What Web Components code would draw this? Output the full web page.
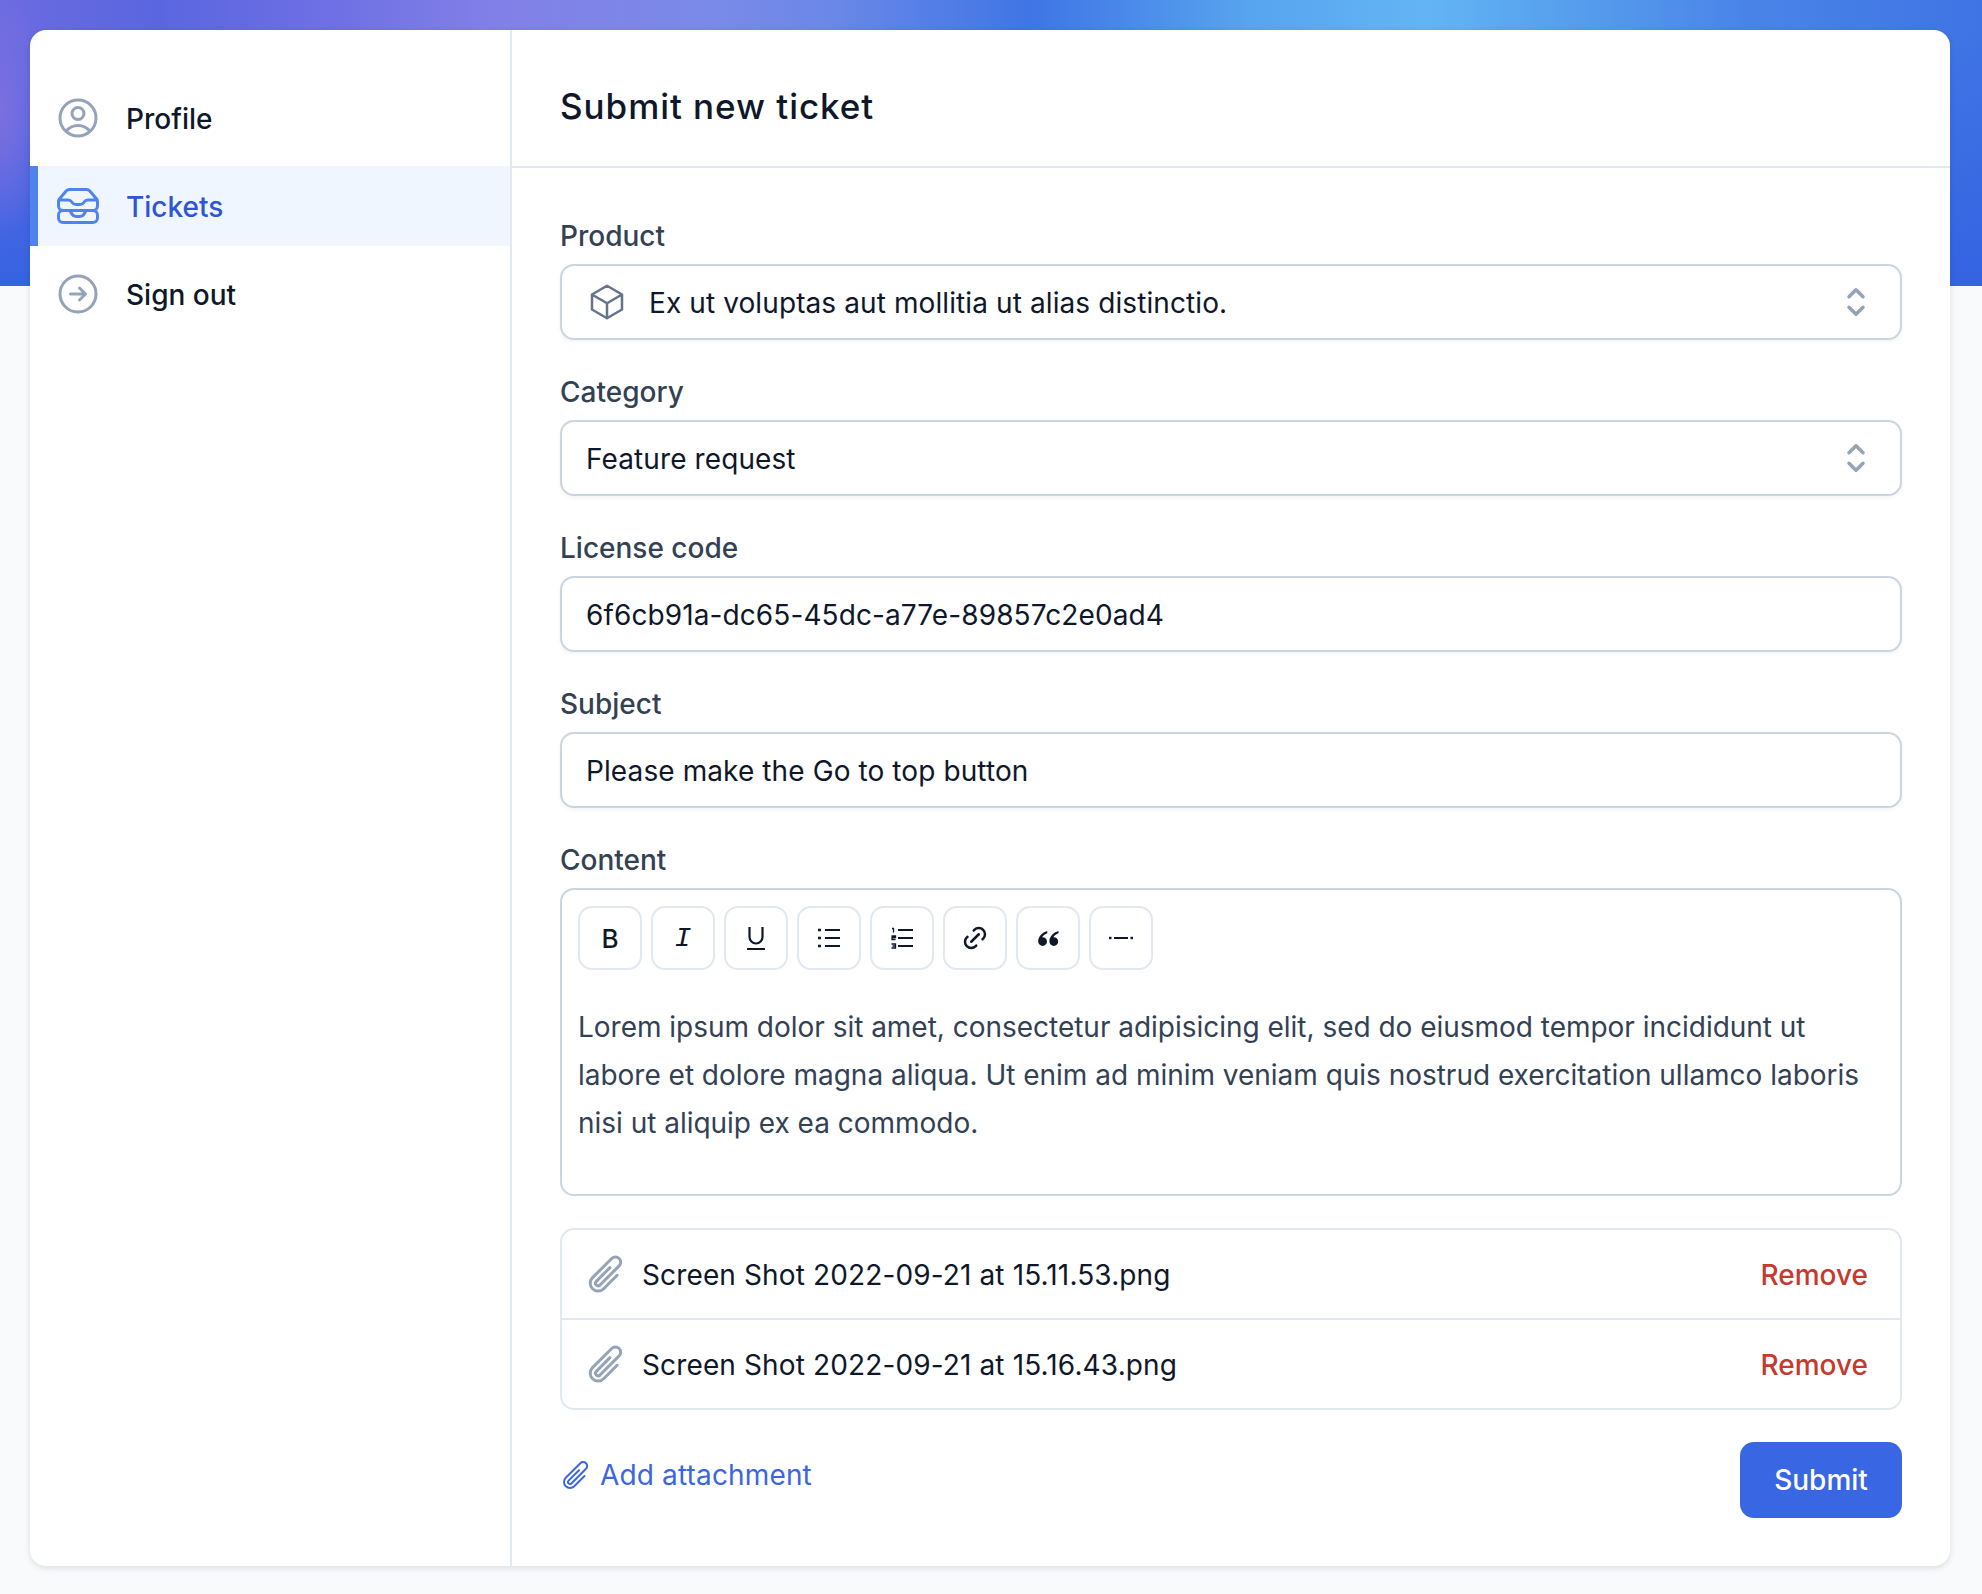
<!DOCTYPE html>
<html lang="en">
<head>
<meta charset="utf-8">
<title>Submit new ticket</title>
<style>
  html, body { margin: 0; padding: 0; }
  body {
    background: #f8fafc;
    font-family: Inter, "Liberation Sans", sans-serif;
    font-size: 28px;
    color: #0f172a;
  }
</style>
</head>
<body>

<ticket-page>
  <side-nav slot="nav">
    <nav-item icon="user">Profile</nav-item>
    <nav-item icon="inbox" active>Tickets</nav-item>
    <nav-item icon="exit">Sign out</nav-item>
  </side-nav>
  <ticket-form slot="main">
    <form-field label="Product">
      <box-input select icon="cube">Ex ut voluptas aut mollitia ut alias distinctio.</box-input>
    </form-field>
    <form-field label="Category">
      <box-input select>Feature request</box-input>
    </form-field>
    <form-field label="License code">
      <box-input>6f6cb91a-dc65-45dc-a77e-89857c2e0ad4</box-input>
    </form-field>
    <form-field label="Subject">
      <box-input>Please make the Go to top button</box-input>
    </form-field>
    <form-field label="Content">
      <rich-editor>Lorem ipsum dolor sit amet, consectetur adipisicing elit, sed do eiusmod tempor incididunt ut labore et dolore magna aliqua. Ut enim ad minim veniam quis nostrud exercitation ullamco laboris nisi ut aliquip ex ea commodo.</rich-editor>
    </form-field>
    <attachment-list>
      <attachment-row>Screen Shot 2022-09-21 at 15.11.53.png</attachment-row>
      <attachment-row>Screen Shot 2022-09-21 at 15.16.43.png</attachment-row>
    </attachment-list>
    <form-actions></form-actions>
  </ticket-form>
</ticket-page>

<script>
const ICONS = {
  user: 'M17.982 18.725A7.488 7.488 0 0012 15.75a7.488 7.488 0 00-5.982 2.975m11.963 0a9 9 0 10-11.963 0m11.963 0A8.966 8.966 0 0112 21a8.966 8.966 0 01-5.982-2.275M15 9.75a3 3 0 11-6 0 3 3 0 016 0z',
  inbox: 'M7.875 14.25l1.214 1.942a2.25 2.25 0 001.908 1.058h2.006c.776 0 1.497-.4 1.908-1.058l1.214-1.942M2.41 9h4.636a2.25 2.25 0 011.872 1.002l.164.246a2.25 2.25 0 001.872 1.002h2.092a2.25 2.25 0 001.872-1.002l.164-.246A2.25 2.25 0 0116.954 9h4.636M2.41 9a2.25 2.25 0 00-.16.832V12a2.25 2.25 0 002.25 2.25h15A2.25 2.25 0 0021.75 12V9.832c0-.287-.055-.57-.16-.832M2.41 9a2.25 2.25 0 01.382-.632l3.285-3.832a2.25 2.25 0 011.708-.786h8.43c.657 0 1.281.287 1.709.786l3.284 3.832c.163.19.291.404.382.632M4.5 20.25h15A2.25 2.25 0 0021.75 18v-1.5a2.25 2.25 0 00-2.25-2.25h-15A2.25 2.25 0 002.25 16.5V18a2.25 2.25 0 002.25 2.25z',
  exit: 'M12.75 15l3-3m0 0l-3-3m3 3h-7.5M21 12a9 9 0 11-18 0 9 9 0 0118 0z',
  cube: 'M21 7.5l-9-5.25L3 7.5m18 0l-9 5.25m9-5.25v9l-9 5.25M3 7.5l9 5.25M3 7.5v9l9 5.25m0-9v9',
  selector: 'M8 9l4-4 4 4m0 6l-4 4-4-4',
  clip: 'M18.375 12.739l-7.693 7.693a4.5 4.5 0 01-6.364-6.364l10.94-10.94A3 3 0 1119.5 7.372L8.552 18.32m.009-.01l-.01.01m5.699-9.941l-7.81 7.81a1.5 1.5 0 002.112 2.13'
};

function icon(name, size, color, width) {
  return `<svg width="${size}" height="${size}" viewBox="0 0 24 24" fill="none" stroke="${color}" stroke-width="${width || 1.5}" stroke-linecap="round" stroke-linejoin="round" style="display:block;flex:none"><path d="${ICONS[name]}"/></svg>`;
}

class Base extends HTMLElement {
  render(html) {
    if (!this.shadowRoot) this.attachShadow({ mode: 'open' });
    this.shadowRoot.innerHTML = html;
  }
}

class TicketPage extends Base {
  connectedCallback() {
    this.render(`
      <style>
        :host { display: block; position: relative; min-height: 1594px; box-sizing: border-box; padding: 30px 32px 28px 30px; }
        .banner {
          position: absolute; left: 0; top: 0; right: 0; height: 286px;
          background:
            radial-gradient(ellipse 50px 130px at 0 110px, #7d6fe0 0%, rgba(125,111,224,0) 100%),
            linear-gradient(180deg, rgba(53,99,226,0) 0, rgba(53,99,226,0) 30px, rgba(53,99,226,1) 100%),
            linear-gradient(90deg, #6b6be0 0%, #5a66e0 8%, #6f70e4 17%, #8280e8 25%, #7a8ae8 36%, #6a88e8 42%, #3f75e5 52%, #4a8aea 57%, #58a4ef 63%, #62b5f5 72%, #58a2ee 78%, #4a84e8 88%, #3f74e4 100%);
        }
        .card {
          position: relative; display: grid; grid-template-columns: 482px 1fr;
          background: #fff; border-radius: 16px; height: 1536px;
          box-shadow: 0 2px 6px rgba(15,23,42,.12); overflow: hidden;
        }
        .nav { border-right: 2px solid #e2e8f0; }
      </style>
      <div class="banner"></div>
      <div class="card">
        <div class="nav"><slot name="nav"></slot></div>
        <div><slot name="main"></slot></div>
      </div>`);
  }
}

class SideNav extends Base {
  connectedCallback() {
    this.render(`
      <style>
        :host { display: flex; flex-direction: column; gap: 8px; padding-top: 48px; }
      </style>
      <slot></slot>`);
  }
}

class NavItem extends Base {
  connectedCallback() {
    const active = this.hasAttribute('active');
    this.render(`
      <style>
        :host { display: flex; align-items: center; gap: 24px; height: 80px; padding-left: 24px; box-sizing: border-box;
          color: ${active ? '#2f55d4' : '#0f172a'}; font: 450 28px Inter, sans-serif;
          background: ${active ? '#eff6ff' : 'transparent'}; position: relative; }
        .bar { position: absolute; left: 0; top: 0; bottom: 0; width: 8px; background: #4f84f0; display: ${active ? 'block' : 'none'}; }
        .t { padding-top: 1px; }
      </style>
      <span class="bar"></span>
      ${icon(this.getAttribute('icon'), 48, active ? '#4f84f0' : '#94a3b8')}
      <span class="t"><slot></slot></span>`);
  }
}

class TicketForm extends Base {
  connectedCallback() {
    this.render(`
      <style>
        :host { display: block; }
        h1 { margin: 0; padding: 48px 48px 32px; font: 450 35px/56px Inter, sans-serif; letter-spacing: .95px; color: #0f172a; border-bottom: 2px solid #e2e8f0; height: 56px; }
        .body { display: flex; flex-direction: column; gap: 32px; padding: 48px 48px 48px; }
      </style>
      <h1>Submit new ticket</h1>
      <div class="body"><slot></slot></div>`);
  }
}

class FormField extends Base {
  connectedCallback() {
    this.render(`
      <style>
        :host { display: flex; flex-direction: column; gap: 8px; }
        label { font: 450 28px/40px Inter, sans-serif; color: #334155; height: 40px; }
      </style>
      <label>${this.getAttribute('label')}</label>
      <slot></slot>`);
  }
}

class BoxInput extends Base {
  connectedCallback() {
    const ic = this.getAttribute('icon');
    this.render(`
      <style>
        :host { display: flex; align-items: center; height: 76px; box-sizing: border-box; padding: 0 23px 0 25px;
          border: 2px solid #cbd5e1; border-radius: 14px; box-shadow: 0 2px 4px rgba(15,23,42,.05);
          font: 400 28px Inter, sans-serif; letter-spacing: .1px; color: #0f172a; background: #fff; }
        .txt { flex: 1; padding-top: 1px; }
        .plain .txt { margin-left: -1px; }
        .lead { margin: 0 22px 0 0; }
      </style>
      ${ic ? `<span class="lead">${icon(ic, 40, '#64748b')}</span>` : ''}
      <span class="txt" style="${ic ? '' : 'margin-left:-1px'}"><slot></slot></span>
      ${this.hasAttribute('select') ? icon('selector', 42, '#94a3b8', 2) : ''}`);
  }
}

class RichEditor extends Base {
  connectedCallback() {
    const k = '#0f172a';
    const tools = [
      `<span style="font:500 26px Inter,sans-serif;color:${k}">B</span>`,
      `<span style="font:italic 400 28px 'Liberation Mono',monospace;color:${k}">I</span>`,
      `<svg width="20" height="24" viewBox="0 0 20 24" fill="none" stroke="${k}" stroke-width="2.200"><path d="M3.500 1v10a6.500 6.500 0 0013 0V1M1 23h18"/></svg>`,
      `<svg width="22" height="20" viewBox="0 0 22 20" fill="none" stroke="${k}" stroke-width="2.200"><path d="M7 2h15M7 10h15M7 18h15"/><path d="M0 2h3M0 10h3M0 18h3" stroke-width="2.500"/></svg>`,
      `<svg width="22" height="22" viewBox="0 0 22 22" fill="none" stroke="${k}" stroke-width="2.200"><path d="M7 3h15M7 11h15M7 19h15"/><path d="M1 1.500h1.500v4M.500 9h4v1.500h-3.500v2h3.500M.500 17h4v2h-3M.500 21h4v-2" stroke-width="1.300"/></svg>`,
      `<svg width="30" height="30" viewBox="0 0 24 24" fill="none" stroke="${k}" stroke-width="2" stroke-linecap="round" stroke-linejoin="round"><path d="M9 15l6-6"/><path d="M11 6l.463-.536a5 5 0 017.071 7.072l-.534.464"/><path d="M13 18l-.397.534a5.068 5.068 0 01-7.127 0 4.972 4.972 0 010-7.071l.524-.463"/></svg>`,
      `<svg width="21" height="15" viewBox="0 0 21 15" fill="${k}"><path d="M9.300 0C4 1.500 .2 5.500 .2 10.500a4.400 4.400 0 108.800 0 4.400 4.400 0 00-4.800-4.300C5 4.400 7 3 9.300 2.200z"/><path d="M20.500 0C15.200 1.500 11.400 5.500 11.400 10.500a4.400 4.400 0 108.800 0 4.400 4.400 0 00-4.800-4.300C16.200 4.400 18.200 3 20.500 2.200z"/></svg>`,
      `<svg width="24" height="4" viewBox="0 0 24 4" fill="${k}"><rect x="5" y="1" width="14" height="2"/><rect x="0" y=".8" width="2.500" height="2.400"/><rect x="21.500" y=".8" width="2.500" height="2.400"/></svg>`
    ].map(t => `<div class="tool">${t}</div>`).join('');
    this.render(`
      <style>
        :host { display: block; box-sizing: border-box; height: 308px; border: 2px solid #cbd5e1; border-radius: 14px; padding: 16px; background: #fff; }
        .bar { display: flex; gap: 9px; margin-bottom: 33px; }
        .tool { width: 64px; height: 64px; box-sizing: border-box; border: 2px solid #e2e8f0; border-radius: 14px; display: flex; align-items: center; justify-content: center; }
        .text { font: 400 28px/48px Inter, sans-serif; letter-spacing: -.02px; color: #334155; }
      </style>
      <div class="bar">${tools}</div>
      <div class="text"><slot></slot></div>`);
  }
}

class AttachmentList extends Base {
  connectedCallback() {
    this.render(`
      <style>
        :host { display: block; border: 2px solid #e2e8f0; border-radius: 14px; overflow: hidden; }
        ::slotted(attachment-row:not(:first-child)) { border-top: 2px solid #e2e8f0; }
      </style>
      <slot></slot>`);
  }
}

class AttachmentRow extends Base {
  connectedCallback() {
    this.render(`
      <style>
        :host { display: flex; align-items: center; height: 88px; padding: 0 32px 0 23px; box-sizing: content-box;
          font: 400 28px Inter, sans-serif; color: #0f172a; }
        .name { flex: 1; margin-left: 15px; letter-spacing: .13px; padding-top: 1px; }
        .rm { color: #c53a2e; font-weight: 450; padding-top: 1px; }
      </style>
      ${icon('clip', 42, '#94a3b8', 1.7)}
      <span class="name"><slot></slot></span>
      <span class="rm">Remove</span>`);
  }
}

class FormActions extends Base {
  connectedCallback() {
    this.render(`
      <style>
        :host { display: flex; justify-content: space-between; align-items: flex-start; font: 450 28px Inter, sans-serif; }
        a { display: flex; align-items: center; gap: 8px; color: #3b66e0; font-weight: 400; height: 66px; letter-spacing: .15px; }
        button { width: 162px; height: 76px; border: 0; border-radius: 14px; background: #3966e3; color: #fff; font: 450 28px Inter, sans-serif; padding: 0; }
      </style>
      <a>${icon('clip', 32, '#3b66e0')}<span>Add attachment</span></a>
      <button>Submit</button>`);
  }
}

customElements.define('ticket-page', TicketPage);
customElements.define('side-nav', SideNav);
customElements.define('nav-item', NavItem);
customElements.define('ticket-form', TicketForm);
customElements.define('form-field', FormField);
customElements.define('box-input', BoxInput);
customElements.define('rich-editor', RichEditor);
customElements.define('attachment-list', AttachmentList);
customElements.define('attachment-row', AttachmentRow);
customElements.define('form-actions', FormActions);
</script>
</body>
</html>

* Stated problem *
Restate only the lines running from the start of the material above through the line containing "</ticket-page>", ends included. No pictures.

* Task answer *
What Web Components code would draw this? Output the full web page.
<!DOCTYPE html>
<html lang="en">
<head>
<meta charset="utf-8">
<title>Submit new ticket</title>
<style>
  html, body { margin: 0; padding: 0; }
  body {
    background: #f8fafc;
    font-family: Inter, "Liberation Sans", sans-serif;
    font-size: 28px;
    color: #0f172a;
  }
</style>
</head>
<body>

<ticket-page>
  <side-nav slot="nav">
    <nav-item icon="user">Profile</nav-item>
    <nav-item icon="inbox" active>Tickets</nav-item>
    <nav-item icon="exit">Sign out</nav-item>
  </side-nav>
  <ticket-form slot="main">
    <form-field label="Product">
      <box-input select icon="cube">Ex ut voluptas aut mollitia ut alias distinctio.</box-input>
    </form-field>
    <form-field label="Category">
      <box-input select>Feature request</box-input>
    </form-field>
    <form-field label="License code">
      <box-input>6f6cb91a-dc65-45dc-a77e-89857c2e0ad4</box-input>
    </form-field>
    <form-field label="Subject">
      <box-input>Please make the Go to top button</box-input>
    </form-field>
    <form-field label="Content">
      <rich-editor>Lorem ipsum dolor sit amet, consectetur adipisicing elit, sed do eiusmod tempor incididunt ut labore et dolore magna aliqua. Ut enim ad minim veniam quis nostrud exercitation ullamco laboris nisi ut aliquip ex ea commodo.</rich-editor>
    </form-field>
    <attachment-list>
      <attachment-row>Screen Shot 2022-09-21 at 15.11.53.png</attachment-row>
      <attachment-row>Screen Shot 2022-09-21 at 15.16.43.png</attachment-row>
    </attachment-list>
    <form-actions></form-actions>
  </ticket-form>
</ticket-page>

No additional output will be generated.